> What you are asked to do:
Go through the entries below and pick out every line with "this".

[Front-end source files]
start

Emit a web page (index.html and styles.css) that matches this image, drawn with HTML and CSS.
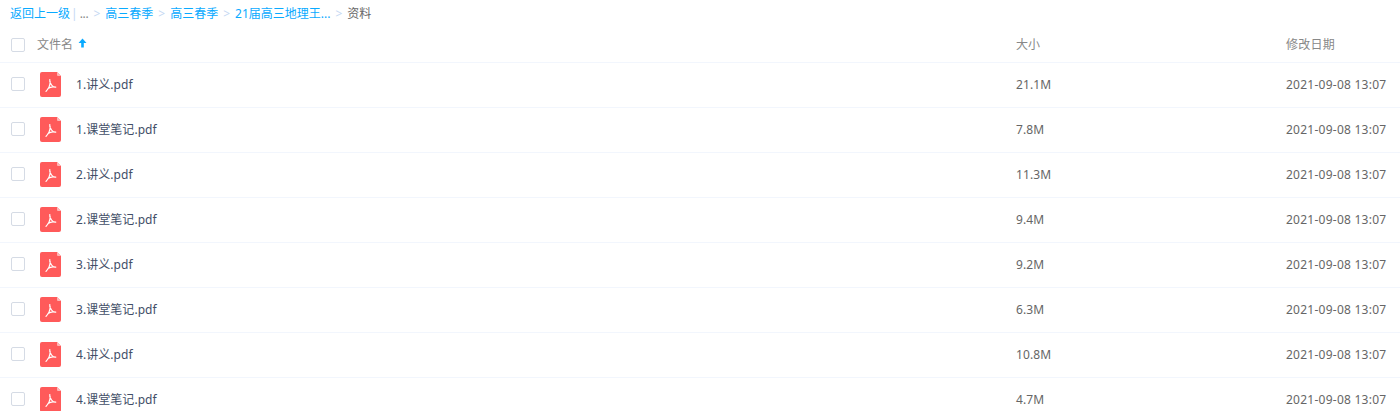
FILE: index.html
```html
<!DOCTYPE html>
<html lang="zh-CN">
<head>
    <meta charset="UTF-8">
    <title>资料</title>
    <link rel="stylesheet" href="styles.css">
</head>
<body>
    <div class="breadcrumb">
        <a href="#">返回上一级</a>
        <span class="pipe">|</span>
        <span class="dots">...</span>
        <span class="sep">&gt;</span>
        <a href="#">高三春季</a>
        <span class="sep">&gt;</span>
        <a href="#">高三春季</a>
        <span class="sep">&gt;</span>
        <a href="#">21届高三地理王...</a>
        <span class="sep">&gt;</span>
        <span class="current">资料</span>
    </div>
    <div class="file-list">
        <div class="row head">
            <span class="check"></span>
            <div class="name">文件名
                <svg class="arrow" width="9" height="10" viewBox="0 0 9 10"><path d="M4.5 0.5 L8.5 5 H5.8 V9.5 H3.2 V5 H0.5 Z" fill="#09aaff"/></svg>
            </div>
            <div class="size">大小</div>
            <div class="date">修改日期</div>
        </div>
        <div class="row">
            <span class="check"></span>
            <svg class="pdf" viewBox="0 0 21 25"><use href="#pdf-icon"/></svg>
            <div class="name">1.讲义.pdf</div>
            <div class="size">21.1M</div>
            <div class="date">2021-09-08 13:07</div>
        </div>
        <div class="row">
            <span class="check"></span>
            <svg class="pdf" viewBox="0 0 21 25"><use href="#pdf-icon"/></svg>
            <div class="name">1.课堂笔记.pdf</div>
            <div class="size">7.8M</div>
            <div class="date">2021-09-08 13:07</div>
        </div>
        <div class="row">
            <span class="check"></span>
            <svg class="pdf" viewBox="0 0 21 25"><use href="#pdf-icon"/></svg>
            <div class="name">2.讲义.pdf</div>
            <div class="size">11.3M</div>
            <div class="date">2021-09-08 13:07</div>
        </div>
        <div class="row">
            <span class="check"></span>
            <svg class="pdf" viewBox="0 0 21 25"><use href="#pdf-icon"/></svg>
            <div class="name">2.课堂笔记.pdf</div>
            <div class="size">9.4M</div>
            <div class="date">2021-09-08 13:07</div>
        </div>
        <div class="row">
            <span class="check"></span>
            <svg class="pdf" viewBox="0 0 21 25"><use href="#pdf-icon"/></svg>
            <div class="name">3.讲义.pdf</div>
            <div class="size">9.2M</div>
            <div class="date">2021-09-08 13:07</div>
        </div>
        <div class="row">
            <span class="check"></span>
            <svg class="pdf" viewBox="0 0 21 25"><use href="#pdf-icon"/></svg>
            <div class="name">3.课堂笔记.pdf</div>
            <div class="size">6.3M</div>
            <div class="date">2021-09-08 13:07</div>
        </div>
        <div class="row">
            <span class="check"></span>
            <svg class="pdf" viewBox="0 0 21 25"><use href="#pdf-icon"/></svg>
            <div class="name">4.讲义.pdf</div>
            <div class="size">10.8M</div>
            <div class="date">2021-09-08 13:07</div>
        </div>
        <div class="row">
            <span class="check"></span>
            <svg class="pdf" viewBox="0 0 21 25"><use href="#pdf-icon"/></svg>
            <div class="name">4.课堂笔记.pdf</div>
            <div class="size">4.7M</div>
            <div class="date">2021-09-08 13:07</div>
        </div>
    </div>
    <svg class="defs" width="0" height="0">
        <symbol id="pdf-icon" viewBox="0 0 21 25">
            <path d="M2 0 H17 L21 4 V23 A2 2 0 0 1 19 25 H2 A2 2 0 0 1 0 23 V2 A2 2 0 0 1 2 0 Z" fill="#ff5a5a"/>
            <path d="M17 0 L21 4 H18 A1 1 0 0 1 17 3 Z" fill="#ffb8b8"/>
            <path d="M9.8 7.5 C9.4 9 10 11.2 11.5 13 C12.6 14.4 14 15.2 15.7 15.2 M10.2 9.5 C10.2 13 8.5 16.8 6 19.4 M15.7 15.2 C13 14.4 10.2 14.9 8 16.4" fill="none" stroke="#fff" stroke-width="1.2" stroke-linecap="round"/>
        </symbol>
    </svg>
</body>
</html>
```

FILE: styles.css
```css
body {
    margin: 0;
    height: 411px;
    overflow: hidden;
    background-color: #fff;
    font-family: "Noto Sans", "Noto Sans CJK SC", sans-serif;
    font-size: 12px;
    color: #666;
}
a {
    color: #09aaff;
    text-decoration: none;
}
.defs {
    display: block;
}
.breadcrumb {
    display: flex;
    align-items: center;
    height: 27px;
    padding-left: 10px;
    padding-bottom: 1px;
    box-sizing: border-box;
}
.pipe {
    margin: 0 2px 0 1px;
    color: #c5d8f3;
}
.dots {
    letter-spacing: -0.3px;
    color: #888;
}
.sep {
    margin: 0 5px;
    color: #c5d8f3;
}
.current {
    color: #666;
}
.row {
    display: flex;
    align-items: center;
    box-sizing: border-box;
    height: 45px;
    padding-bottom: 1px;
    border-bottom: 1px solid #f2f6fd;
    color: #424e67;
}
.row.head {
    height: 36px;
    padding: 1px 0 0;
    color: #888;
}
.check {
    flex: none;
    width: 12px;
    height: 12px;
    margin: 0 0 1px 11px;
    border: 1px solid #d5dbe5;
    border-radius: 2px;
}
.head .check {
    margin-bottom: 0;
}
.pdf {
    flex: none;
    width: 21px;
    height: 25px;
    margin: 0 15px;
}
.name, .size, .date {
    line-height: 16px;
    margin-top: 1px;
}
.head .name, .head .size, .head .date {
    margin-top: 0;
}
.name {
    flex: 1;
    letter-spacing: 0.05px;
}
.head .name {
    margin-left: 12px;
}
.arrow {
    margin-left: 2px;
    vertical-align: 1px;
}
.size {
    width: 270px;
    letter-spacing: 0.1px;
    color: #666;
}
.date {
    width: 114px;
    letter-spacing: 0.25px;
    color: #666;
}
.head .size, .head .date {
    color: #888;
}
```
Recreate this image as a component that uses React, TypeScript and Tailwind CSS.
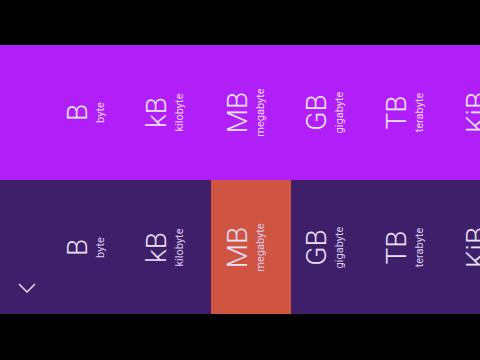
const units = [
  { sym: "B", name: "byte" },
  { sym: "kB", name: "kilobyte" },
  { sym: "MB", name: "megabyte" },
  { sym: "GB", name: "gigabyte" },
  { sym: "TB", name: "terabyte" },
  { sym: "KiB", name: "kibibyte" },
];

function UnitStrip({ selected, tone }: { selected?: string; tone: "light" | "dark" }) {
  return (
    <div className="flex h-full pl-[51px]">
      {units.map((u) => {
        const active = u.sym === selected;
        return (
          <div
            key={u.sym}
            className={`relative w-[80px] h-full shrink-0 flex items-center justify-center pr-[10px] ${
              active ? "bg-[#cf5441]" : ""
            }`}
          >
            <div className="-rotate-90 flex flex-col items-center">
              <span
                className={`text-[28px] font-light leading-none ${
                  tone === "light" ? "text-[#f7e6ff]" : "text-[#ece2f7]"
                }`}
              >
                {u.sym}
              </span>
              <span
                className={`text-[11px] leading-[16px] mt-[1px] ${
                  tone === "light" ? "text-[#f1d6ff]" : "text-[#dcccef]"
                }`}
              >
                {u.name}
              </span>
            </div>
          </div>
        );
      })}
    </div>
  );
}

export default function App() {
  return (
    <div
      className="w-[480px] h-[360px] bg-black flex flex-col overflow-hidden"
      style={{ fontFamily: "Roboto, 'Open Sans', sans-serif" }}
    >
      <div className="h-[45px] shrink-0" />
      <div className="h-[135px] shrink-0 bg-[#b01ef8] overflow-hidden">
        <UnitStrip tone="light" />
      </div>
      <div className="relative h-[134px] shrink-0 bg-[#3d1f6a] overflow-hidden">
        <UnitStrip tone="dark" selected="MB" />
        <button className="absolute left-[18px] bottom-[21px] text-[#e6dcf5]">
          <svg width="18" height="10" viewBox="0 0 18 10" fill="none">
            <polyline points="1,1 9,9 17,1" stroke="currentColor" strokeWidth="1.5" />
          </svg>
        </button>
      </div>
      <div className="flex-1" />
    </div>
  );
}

end

> Full solution:
Emit a web page (index.html and styles.css) that matches this image, drawn with HTML and CSS.
Recreate this image as a component that uses React, TypeScript and Tailwind CSS.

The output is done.